— start Supplied data —

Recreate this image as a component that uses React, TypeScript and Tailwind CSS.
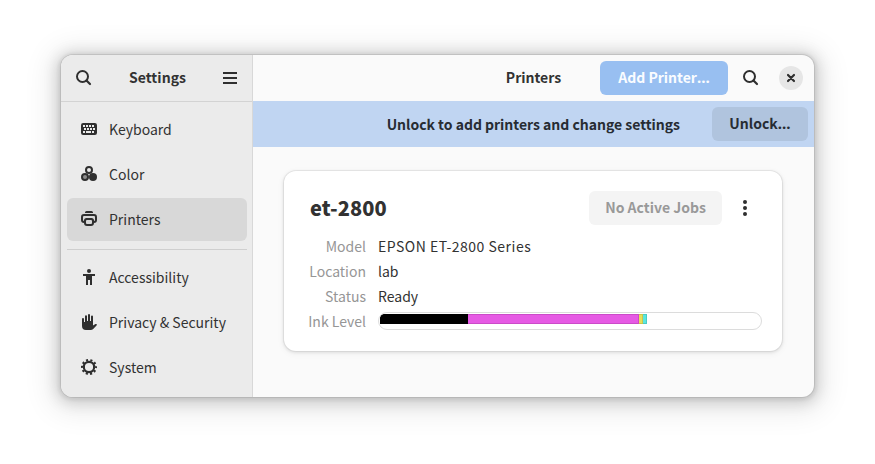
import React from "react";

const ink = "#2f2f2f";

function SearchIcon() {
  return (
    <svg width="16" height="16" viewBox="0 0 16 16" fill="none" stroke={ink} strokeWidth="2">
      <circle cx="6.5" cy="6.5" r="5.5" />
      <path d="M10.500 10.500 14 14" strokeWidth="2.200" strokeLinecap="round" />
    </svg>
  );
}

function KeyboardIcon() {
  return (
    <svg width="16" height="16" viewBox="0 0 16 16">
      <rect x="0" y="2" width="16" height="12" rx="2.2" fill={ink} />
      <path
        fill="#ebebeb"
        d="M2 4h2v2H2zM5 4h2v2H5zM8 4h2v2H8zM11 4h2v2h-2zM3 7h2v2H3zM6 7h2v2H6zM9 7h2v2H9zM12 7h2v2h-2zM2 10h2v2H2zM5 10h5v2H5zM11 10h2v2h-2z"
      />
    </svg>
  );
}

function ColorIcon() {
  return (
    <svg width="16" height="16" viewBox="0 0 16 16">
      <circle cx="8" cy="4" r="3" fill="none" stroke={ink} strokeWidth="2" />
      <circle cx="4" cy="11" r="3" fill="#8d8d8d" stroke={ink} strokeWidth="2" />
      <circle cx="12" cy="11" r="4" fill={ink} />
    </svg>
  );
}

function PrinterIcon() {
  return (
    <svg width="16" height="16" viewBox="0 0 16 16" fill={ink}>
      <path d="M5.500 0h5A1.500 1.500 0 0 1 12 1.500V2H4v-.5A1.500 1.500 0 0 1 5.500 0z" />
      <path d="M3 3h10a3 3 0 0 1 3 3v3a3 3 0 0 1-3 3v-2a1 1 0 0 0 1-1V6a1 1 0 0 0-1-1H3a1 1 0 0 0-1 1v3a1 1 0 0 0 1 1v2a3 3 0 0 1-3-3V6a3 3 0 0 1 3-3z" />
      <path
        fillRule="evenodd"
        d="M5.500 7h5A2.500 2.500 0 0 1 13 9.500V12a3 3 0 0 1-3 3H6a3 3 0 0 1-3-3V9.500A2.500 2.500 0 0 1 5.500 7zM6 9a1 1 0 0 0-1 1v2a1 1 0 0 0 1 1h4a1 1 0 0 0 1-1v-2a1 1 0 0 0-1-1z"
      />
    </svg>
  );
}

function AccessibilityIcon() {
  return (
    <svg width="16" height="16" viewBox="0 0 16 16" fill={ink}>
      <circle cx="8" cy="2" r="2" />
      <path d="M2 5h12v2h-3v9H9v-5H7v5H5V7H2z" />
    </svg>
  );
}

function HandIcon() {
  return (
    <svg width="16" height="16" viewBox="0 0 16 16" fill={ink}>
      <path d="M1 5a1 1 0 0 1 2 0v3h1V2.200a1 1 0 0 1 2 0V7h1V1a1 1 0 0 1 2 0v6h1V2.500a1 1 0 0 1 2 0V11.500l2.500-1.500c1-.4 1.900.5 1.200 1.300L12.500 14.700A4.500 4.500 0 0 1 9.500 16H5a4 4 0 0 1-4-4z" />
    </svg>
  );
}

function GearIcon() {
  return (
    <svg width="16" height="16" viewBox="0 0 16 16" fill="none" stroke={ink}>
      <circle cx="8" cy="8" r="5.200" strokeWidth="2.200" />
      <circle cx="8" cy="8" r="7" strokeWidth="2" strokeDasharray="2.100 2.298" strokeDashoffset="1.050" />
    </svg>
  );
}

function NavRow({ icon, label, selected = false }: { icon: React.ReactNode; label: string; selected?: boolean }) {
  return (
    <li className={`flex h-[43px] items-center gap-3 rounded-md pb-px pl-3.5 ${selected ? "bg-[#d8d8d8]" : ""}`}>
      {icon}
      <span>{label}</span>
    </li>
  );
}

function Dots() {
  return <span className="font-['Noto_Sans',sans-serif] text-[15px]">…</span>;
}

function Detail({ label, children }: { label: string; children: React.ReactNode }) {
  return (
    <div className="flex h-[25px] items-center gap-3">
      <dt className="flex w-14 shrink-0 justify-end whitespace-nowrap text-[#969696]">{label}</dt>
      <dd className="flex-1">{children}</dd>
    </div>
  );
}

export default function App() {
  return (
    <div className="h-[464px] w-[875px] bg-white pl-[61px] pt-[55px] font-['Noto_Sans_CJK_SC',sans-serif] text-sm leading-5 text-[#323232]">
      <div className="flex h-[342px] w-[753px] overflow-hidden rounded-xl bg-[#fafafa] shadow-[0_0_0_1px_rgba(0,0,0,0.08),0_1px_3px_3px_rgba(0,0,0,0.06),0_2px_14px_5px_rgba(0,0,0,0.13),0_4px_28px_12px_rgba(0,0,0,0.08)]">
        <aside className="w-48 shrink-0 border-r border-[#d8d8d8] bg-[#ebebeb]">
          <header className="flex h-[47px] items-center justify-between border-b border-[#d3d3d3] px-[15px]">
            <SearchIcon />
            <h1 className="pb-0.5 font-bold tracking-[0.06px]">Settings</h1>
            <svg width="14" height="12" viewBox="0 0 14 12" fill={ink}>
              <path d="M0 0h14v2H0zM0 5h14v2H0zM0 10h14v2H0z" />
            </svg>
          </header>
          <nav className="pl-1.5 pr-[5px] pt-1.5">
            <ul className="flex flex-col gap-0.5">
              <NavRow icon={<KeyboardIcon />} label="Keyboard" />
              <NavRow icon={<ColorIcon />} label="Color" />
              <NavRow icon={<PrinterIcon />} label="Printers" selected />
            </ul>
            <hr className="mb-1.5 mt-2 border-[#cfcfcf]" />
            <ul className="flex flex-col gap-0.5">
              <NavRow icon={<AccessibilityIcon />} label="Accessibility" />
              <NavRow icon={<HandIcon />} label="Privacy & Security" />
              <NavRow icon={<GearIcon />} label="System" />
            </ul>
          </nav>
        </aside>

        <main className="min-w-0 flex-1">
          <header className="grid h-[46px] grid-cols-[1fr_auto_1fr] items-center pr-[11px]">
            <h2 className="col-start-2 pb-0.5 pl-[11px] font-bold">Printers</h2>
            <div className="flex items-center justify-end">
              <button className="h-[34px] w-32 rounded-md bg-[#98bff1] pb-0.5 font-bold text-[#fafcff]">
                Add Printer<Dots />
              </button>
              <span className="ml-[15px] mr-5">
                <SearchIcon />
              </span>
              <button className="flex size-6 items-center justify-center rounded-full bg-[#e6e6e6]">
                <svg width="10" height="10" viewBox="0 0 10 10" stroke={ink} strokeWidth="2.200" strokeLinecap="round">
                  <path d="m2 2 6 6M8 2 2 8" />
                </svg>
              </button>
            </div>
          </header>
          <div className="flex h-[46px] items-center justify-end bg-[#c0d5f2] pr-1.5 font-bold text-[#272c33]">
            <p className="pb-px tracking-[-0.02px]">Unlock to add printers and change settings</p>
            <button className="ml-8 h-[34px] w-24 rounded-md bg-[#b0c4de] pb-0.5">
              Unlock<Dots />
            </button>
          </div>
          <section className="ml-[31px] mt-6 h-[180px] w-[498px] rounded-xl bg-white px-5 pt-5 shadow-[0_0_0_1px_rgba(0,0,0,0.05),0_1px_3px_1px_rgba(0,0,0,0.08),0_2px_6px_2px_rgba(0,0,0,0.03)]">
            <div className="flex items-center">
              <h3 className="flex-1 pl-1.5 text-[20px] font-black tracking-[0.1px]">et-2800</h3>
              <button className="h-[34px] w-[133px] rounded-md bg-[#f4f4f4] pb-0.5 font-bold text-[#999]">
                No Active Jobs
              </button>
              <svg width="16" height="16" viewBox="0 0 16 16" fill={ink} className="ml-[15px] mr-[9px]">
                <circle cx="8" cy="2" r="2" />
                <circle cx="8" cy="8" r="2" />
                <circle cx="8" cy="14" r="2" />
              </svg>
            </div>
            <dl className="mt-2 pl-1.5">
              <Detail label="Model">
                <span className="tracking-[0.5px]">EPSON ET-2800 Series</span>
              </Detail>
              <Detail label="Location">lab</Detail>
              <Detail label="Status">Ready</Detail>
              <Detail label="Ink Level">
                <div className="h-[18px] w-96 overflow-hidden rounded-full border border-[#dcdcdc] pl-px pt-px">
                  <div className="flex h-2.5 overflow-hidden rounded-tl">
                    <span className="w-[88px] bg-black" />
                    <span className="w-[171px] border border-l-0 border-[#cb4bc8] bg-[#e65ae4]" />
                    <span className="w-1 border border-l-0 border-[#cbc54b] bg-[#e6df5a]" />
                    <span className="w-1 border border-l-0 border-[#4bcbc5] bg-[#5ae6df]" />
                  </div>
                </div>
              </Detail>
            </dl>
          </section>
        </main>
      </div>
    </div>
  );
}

— end Supplied data —
— start Supplied data —

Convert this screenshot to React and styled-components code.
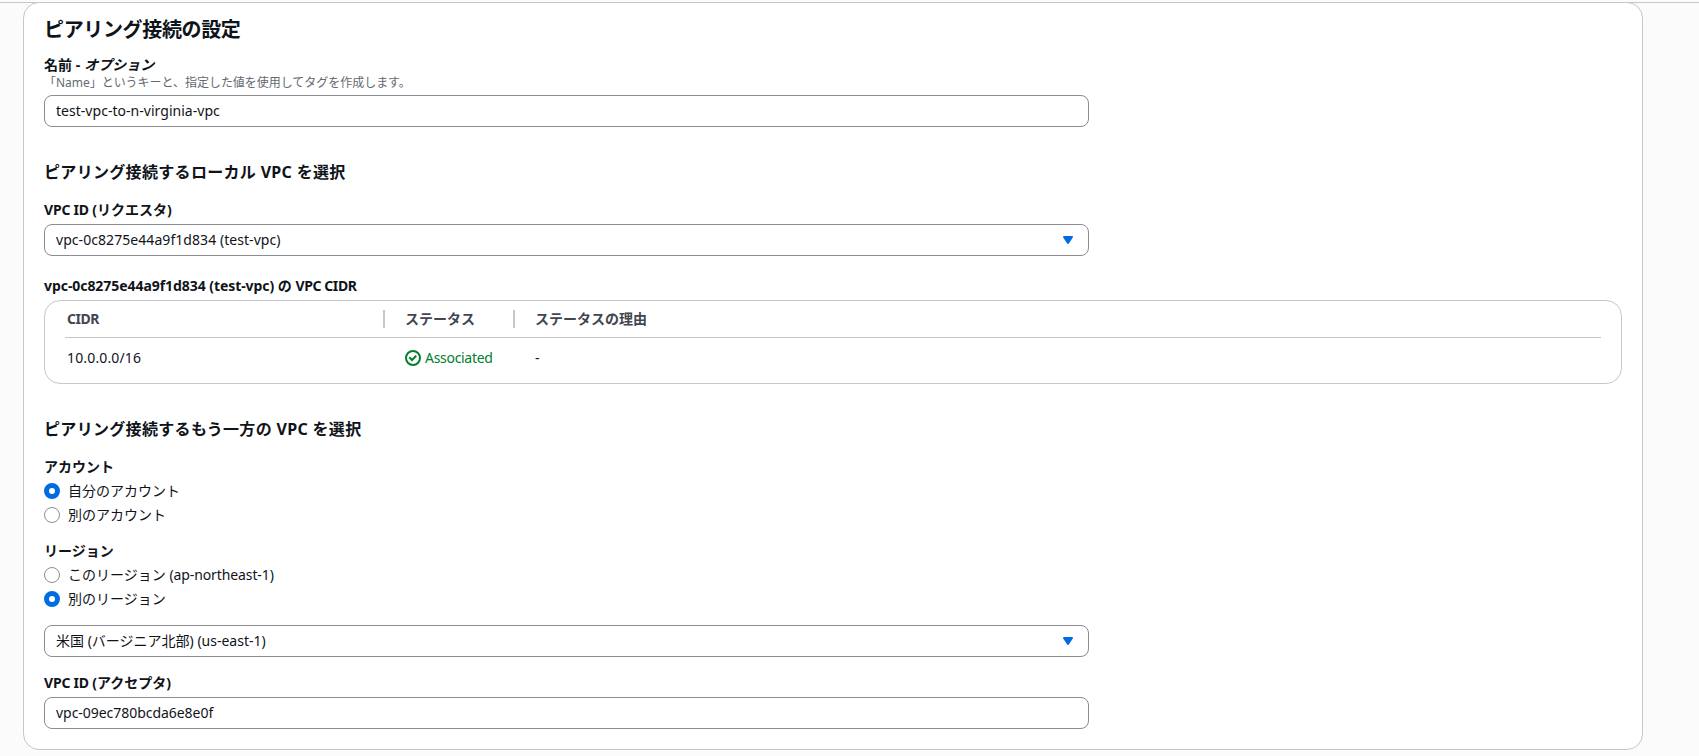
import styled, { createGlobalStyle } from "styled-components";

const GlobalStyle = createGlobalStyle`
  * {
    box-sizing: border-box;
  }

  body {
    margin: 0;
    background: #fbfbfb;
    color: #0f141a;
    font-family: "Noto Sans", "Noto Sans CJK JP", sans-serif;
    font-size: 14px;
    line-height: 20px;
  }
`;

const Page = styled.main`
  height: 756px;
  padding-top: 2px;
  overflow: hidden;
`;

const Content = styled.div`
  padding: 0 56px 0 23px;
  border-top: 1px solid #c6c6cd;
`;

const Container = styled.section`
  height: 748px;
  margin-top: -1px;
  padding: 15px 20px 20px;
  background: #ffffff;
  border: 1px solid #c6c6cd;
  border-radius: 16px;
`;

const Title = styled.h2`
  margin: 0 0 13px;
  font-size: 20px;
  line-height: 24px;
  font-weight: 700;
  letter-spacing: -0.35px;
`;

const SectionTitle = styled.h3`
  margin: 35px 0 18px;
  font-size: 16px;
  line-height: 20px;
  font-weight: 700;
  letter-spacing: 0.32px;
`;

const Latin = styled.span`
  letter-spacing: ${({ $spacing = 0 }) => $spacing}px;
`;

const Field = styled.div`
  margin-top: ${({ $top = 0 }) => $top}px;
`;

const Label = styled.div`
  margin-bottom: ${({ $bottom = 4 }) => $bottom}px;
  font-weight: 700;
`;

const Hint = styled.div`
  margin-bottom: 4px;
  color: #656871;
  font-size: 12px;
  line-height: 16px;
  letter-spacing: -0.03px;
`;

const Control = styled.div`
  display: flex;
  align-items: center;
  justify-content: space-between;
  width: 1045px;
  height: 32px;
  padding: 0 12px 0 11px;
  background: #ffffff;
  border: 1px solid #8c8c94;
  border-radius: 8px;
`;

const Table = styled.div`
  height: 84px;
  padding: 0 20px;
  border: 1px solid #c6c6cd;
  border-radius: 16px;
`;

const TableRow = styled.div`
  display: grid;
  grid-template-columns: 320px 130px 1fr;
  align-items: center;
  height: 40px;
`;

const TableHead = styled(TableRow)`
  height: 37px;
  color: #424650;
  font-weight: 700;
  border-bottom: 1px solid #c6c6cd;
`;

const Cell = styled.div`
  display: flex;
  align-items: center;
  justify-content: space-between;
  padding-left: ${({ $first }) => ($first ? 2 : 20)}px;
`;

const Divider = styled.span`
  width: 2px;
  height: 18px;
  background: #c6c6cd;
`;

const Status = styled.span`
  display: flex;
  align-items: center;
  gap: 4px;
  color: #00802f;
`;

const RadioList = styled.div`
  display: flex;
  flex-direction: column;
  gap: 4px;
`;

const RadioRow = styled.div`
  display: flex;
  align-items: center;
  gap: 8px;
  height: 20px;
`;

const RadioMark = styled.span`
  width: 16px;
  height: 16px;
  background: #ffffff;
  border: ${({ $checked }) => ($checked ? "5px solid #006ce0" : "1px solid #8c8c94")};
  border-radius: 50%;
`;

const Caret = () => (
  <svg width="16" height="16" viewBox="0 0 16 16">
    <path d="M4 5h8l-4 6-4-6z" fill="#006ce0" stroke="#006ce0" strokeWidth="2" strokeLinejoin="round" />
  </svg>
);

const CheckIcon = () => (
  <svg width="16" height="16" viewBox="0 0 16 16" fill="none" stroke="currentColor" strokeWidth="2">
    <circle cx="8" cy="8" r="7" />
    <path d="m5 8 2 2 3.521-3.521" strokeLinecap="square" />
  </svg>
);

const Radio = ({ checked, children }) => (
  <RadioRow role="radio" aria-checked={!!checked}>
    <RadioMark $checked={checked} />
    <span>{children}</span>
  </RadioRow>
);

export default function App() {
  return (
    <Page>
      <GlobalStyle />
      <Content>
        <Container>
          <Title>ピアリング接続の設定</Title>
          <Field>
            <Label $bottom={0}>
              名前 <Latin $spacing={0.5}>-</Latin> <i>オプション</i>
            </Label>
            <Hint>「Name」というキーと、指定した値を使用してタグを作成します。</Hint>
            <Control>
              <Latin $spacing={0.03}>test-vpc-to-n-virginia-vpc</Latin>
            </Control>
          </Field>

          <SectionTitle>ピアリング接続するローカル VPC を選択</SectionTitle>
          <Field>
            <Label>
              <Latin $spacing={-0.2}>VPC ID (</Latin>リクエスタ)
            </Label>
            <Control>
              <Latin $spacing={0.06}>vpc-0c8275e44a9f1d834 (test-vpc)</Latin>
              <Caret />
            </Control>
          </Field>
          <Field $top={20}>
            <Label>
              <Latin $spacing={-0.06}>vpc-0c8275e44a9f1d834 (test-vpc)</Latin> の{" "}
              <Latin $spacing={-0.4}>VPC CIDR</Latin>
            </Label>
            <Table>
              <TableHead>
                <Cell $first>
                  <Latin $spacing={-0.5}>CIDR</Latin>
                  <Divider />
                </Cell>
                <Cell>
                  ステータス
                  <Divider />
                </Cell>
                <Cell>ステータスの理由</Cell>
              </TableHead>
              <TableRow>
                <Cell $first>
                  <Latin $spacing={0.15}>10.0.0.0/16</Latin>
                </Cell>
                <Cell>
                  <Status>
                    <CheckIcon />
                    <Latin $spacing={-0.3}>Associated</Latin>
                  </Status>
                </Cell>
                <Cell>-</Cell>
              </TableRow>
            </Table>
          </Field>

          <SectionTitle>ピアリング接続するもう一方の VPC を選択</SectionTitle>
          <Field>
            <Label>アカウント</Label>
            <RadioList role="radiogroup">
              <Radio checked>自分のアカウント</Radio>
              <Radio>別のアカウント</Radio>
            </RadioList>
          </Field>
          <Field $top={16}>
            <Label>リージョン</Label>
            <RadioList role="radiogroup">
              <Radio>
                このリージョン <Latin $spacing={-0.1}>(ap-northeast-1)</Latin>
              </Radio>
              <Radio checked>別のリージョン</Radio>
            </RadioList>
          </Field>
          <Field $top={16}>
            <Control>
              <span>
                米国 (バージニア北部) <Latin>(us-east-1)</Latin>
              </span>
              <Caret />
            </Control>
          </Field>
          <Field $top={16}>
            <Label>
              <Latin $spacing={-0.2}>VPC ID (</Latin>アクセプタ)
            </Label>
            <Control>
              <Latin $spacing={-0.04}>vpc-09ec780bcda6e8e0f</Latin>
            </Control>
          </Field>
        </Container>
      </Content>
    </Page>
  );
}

— end Supplied data —
— start Supplied data —

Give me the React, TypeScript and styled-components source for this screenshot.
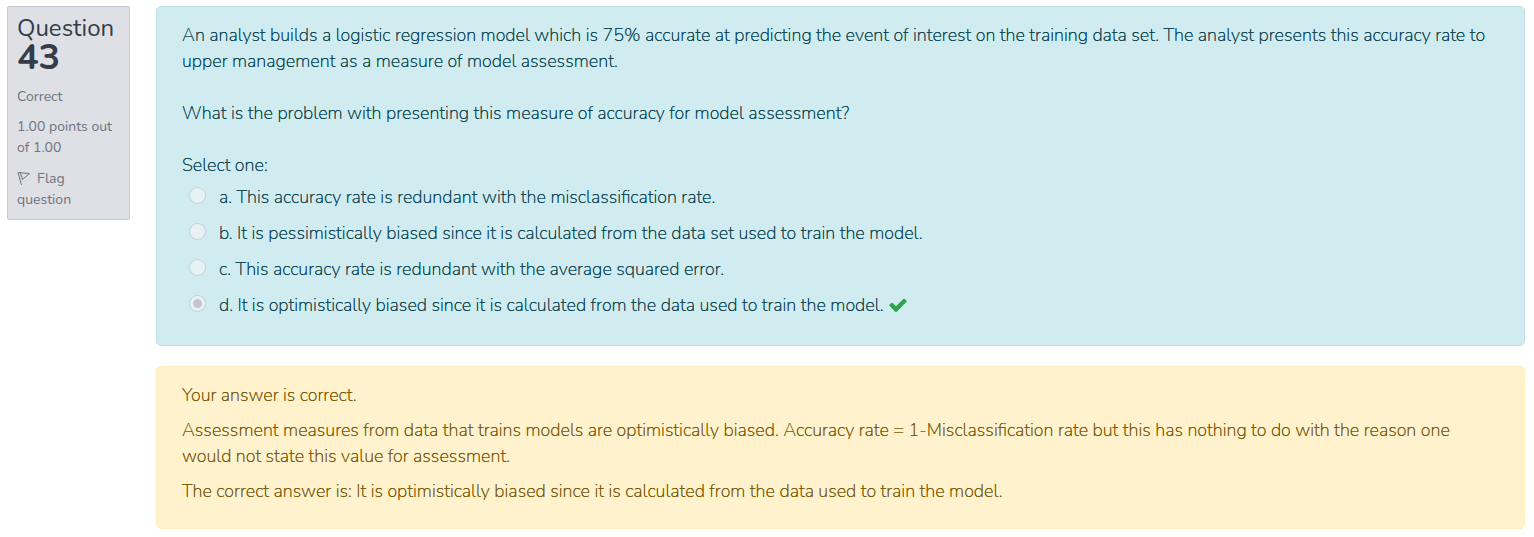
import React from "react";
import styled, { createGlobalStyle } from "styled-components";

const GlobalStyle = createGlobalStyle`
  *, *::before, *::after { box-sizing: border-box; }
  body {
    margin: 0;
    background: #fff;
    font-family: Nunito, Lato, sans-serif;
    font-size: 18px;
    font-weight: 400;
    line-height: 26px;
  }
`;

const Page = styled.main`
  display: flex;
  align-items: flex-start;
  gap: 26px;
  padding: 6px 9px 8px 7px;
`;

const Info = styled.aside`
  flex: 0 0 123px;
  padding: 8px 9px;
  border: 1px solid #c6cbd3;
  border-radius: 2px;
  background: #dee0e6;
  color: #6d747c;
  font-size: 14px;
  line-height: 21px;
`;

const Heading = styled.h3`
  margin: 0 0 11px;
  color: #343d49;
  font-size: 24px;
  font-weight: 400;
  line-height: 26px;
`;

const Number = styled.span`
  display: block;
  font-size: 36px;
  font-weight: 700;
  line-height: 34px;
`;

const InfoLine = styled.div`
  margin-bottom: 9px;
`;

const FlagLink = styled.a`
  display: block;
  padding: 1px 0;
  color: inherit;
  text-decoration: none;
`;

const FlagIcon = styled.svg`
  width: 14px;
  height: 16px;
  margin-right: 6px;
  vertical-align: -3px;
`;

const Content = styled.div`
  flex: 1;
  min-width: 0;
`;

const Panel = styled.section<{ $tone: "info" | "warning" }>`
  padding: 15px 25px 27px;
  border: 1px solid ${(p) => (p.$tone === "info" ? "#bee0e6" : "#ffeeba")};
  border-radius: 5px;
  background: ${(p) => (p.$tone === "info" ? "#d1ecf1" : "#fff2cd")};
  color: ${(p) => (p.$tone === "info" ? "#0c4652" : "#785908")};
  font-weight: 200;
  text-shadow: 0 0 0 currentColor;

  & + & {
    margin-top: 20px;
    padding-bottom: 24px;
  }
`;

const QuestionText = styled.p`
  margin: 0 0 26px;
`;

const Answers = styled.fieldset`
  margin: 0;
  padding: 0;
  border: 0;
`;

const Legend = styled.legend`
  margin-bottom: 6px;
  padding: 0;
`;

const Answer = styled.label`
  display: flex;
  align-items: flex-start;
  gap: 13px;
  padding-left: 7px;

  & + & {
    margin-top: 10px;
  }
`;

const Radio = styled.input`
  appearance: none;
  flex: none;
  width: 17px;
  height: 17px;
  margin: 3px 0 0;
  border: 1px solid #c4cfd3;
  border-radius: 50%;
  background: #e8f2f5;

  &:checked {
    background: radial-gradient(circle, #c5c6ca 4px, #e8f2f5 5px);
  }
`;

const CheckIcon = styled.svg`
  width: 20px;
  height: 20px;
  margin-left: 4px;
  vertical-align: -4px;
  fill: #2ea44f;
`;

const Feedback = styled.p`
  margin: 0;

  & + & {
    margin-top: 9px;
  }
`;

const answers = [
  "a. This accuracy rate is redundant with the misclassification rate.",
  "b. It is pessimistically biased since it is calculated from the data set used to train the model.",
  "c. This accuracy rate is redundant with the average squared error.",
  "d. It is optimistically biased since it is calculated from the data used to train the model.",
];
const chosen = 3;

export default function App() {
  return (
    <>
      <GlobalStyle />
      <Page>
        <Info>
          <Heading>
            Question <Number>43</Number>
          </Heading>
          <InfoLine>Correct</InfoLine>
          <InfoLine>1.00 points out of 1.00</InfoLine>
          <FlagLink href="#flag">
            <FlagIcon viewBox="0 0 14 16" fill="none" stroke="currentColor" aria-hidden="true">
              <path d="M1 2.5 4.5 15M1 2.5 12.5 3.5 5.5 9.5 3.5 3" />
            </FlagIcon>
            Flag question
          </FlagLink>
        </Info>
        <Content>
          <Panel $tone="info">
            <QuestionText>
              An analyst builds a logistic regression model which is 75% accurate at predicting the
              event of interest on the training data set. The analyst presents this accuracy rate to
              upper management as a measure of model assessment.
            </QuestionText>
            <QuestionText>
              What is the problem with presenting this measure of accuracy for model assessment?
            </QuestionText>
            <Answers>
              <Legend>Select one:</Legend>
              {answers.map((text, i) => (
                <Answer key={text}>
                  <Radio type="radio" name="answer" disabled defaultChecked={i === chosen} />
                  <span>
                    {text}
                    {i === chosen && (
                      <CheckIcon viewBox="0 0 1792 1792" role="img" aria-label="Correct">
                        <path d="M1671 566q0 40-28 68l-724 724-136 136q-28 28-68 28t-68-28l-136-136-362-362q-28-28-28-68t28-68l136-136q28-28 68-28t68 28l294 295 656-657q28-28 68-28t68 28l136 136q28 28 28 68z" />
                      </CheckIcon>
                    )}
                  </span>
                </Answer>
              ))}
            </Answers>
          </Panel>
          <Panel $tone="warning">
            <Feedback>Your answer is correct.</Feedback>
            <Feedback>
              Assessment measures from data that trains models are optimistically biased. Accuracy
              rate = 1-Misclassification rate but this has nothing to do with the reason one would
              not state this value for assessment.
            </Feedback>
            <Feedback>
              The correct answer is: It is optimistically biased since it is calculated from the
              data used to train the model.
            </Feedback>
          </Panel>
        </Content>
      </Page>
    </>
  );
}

— end Supplied data —

(Aim of the exercise):
Look through the records and gather every line containing "that".

(Result):
Recreate this image as a component that uses React, TypeScript and Tailwind CSS.
              Assessment measures from data that trains models are optimistically biased. Accuracy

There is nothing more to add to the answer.